Rivera is 0-2 with an 8.06 ERA in eight games seven starts with Richmond. The Mexican, who missed the first two months of the season with a strain in his right shoulder, was sent to Baltimore's Class AAA affiliate in Rochester, N.Y.

"He was regarded as an untouchable," Thrift said. "They refused to give him up in a trade for Denny Neagle. That's why [Neagle] ended up [with the Yankees]."

Hubbard is the only player picked up yesterday who will join the major league club immediately. The 34-year-old batted .185 with a homer and six RBI in 60 games for the Braves. Hubbard becomes a free agent after the season and is unlikely to be with the Orioles beyond this season.

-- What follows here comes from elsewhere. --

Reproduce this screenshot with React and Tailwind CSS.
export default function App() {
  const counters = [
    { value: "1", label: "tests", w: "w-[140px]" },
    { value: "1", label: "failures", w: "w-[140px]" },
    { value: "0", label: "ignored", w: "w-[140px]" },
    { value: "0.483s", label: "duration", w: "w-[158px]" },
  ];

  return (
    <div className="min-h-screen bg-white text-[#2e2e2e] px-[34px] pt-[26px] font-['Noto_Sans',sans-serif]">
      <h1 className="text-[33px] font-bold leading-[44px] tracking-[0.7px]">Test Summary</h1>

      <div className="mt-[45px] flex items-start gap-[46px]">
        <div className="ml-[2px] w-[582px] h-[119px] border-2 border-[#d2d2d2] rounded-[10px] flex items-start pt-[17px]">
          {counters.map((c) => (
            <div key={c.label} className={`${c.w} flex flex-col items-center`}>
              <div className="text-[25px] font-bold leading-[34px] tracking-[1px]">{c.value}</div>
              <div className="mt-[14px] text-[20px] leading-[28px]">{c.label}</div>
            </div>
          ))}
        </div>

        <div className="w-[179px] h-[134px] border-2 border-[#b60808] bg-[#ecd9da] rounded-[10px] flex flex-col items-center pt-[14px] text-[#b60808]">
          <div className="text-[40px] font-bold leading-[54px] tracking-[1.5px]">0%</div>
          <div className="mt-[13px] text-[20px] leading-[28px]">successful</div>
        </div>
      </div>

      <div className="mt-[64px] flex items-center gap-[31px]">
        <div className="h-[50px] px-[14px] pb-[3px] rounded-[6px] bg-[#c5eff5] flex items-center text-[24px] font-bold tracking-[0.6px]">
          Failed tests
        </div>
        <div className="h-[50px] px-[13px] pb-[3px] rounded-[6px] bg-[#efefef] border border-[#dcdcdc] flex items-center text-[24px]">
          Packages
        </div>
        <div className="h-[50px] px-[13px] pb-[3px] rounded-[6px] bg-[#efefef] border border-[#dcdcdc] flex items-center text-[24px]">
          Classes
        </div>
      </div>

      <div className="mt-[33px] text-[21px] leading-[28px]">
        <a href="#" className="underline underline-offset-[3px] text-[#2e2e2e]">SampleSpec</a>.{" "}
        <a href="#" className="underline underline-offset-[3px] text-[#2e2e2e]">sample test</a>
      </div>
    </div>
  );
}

Lunar, 23, was sent to Class AA Bowie. The catcher from Venezuela was hitting .167 for the Braves' Class AA affiliate in Greenville, S.C. He also batted .185 with five RBI in a 22-game stint with Atlanta this season.

The youth movement is well underway for the Orioles, who traded five everyday players and their closer in the last four days.

"Obviously, the way the club was built, it wasn't working," Baltimore manager Mike Hargrove said. "We're not going out there to get our butts kicked, but that's going to happen. We're going out there to win."

Hargrove said there was epiphany when management realized the $84 million, veteran-laden group wasn't going to be competitive but said somewhere around the All-Star break the new strategy of breaking up the team was given a more serious look.

"The glimmer [of problems] started in spring training," he said. "It just grew."

It finally matured to the point of no return, and Thrift pulled the trigger in the middle of a third consecutive embarrassing season. Baltimore management is selling the "younger, faster" Orioles instead of a potential playoff team.

"Somebody is going to be up here [at the podium] three years from now and look at how smart we are," Thrift said.

Still, yesterday presented a dose of reality for a disappointing club.